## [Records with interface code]

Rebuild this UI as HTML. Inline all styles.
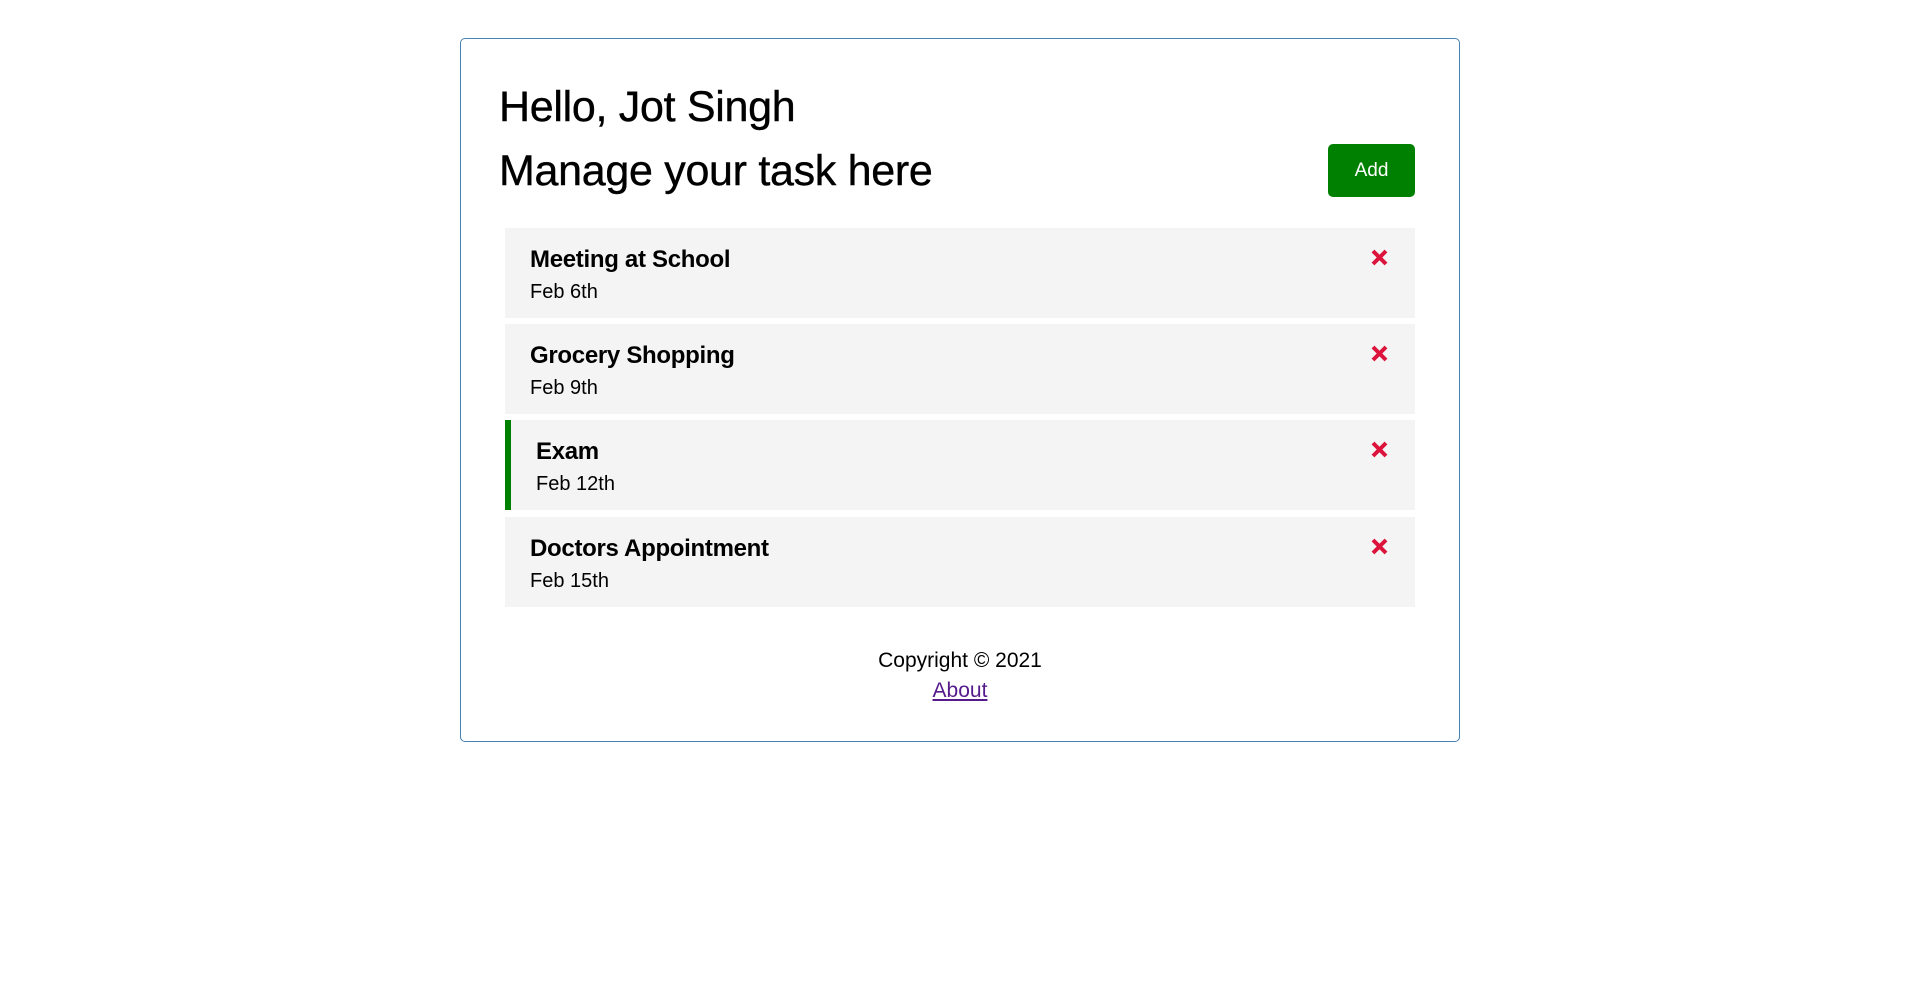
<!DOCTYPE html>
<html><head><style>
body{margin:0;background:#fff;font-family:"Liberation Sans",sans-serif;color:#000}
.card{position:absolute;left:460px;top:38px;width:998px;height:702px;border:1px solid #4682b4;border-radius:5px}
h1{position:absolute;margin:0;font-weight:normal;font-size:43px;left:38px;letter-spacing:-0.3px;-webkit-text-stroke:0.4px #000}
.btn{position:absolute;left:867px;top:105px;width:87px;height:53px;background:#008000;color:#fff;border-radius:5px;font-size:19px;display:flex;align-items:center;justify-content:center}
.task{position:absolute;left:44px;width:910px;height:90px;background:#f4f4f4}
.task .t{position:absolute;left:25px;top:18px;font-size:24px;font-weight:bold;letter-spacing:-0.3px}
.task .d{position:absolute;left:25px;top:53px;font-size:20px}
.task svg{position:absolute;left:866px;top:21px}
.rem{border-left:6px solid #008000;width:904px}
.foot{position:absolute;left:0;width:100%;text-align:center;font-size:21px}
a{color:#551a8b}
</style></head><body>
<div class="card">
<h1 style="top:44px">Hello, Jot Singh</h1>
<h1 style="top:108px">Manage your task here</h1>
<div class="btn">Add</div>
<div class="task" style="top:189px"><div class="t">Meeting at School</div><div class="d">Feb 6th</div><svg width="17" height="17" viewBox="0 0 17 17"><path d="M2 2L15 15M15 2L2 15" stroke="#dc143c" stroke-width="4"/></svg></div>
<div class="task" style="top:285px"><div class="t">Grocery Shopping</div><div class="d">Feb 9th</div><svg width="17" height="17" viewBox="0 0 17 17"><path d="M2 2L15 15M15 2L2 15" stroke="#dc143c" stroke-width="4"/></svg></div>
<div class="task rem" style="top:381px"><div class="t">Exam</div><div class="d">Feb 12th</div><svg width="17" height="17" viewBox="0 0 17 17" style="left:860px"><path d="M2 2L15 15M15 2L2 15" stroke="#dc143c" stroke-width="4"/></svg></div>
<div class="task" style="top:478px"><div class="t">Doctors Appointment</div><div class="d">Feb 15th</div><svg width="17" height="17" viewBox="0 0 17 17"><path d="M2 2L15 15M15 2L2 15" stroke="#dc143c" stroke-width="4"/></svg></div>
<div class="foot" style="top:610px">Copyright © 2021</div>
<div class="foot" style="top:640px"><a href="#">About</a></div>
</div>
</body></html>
...
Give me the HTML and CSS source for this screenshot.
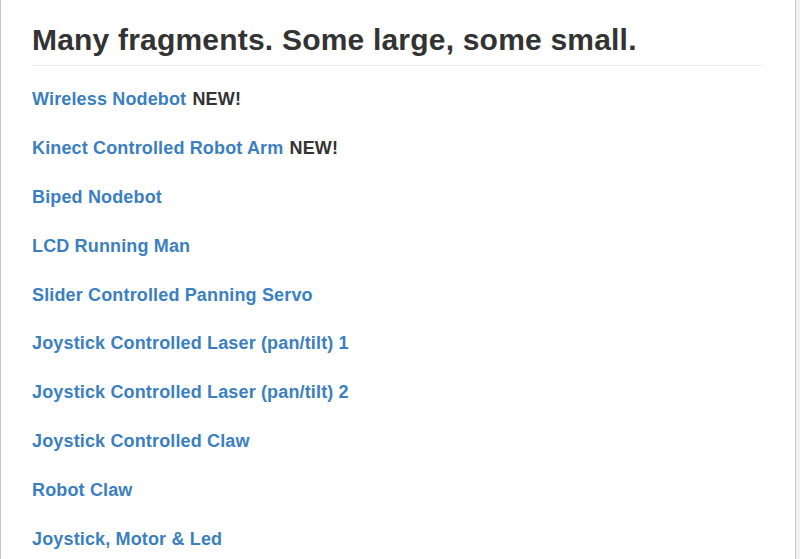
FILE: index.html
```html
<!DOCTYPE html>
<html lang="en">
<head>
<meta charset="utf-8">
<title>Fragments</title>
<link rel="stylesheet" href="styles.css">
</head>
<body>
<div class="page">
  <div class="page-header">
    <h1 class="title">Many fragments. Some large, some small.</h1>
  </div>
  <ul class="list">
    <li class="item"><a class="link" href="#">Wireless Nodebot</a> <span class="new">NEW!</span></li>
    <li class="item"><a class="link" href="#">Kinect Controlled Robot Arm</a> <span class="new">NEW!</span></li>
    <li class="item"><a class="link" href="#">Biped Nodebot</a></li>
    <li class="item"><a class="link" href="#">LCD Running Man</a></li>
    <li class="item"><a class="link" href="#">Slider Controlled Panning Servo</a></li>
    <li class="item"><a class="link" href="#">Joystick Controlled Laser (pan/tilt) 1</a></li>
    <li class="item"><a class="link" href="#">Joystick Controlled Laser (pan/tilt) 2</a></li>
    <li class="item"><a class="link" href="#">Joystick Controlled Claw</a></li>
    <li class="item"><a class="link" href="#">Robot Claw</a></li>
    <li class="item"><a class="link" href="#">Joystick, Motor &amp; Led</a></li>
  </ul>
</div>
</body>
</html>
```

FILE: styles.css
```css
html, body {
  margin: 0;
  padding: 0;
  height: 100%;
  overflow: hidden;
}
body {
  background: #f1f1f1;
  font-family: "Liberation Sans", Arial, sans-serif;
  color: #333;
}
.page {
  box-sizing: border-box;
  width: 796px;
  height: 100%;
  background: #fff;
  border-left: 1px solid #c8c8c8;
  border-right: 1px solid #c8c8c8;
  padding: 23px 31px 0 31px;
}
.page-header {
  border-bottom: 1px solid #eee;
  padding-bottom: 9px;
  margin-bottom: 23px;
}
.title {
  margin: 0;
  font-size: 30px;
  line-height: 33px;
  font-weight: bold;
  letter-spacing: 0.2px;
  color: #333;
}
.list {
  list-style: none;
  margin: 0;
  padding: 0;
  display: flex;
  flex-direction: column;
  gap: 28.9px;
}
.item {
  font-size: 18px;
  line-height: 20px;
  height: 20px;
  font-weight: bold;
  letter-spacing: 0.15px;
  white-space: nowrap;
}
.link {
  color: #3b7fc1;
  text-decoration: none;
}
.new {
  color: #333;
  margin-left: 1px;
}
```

## [Job]
Gather each line of the records holding the string "this".

## [Task response]
Rebuild this UI as HTML. Inline all styles.
Give me the HTML and CSS source for this screenshot.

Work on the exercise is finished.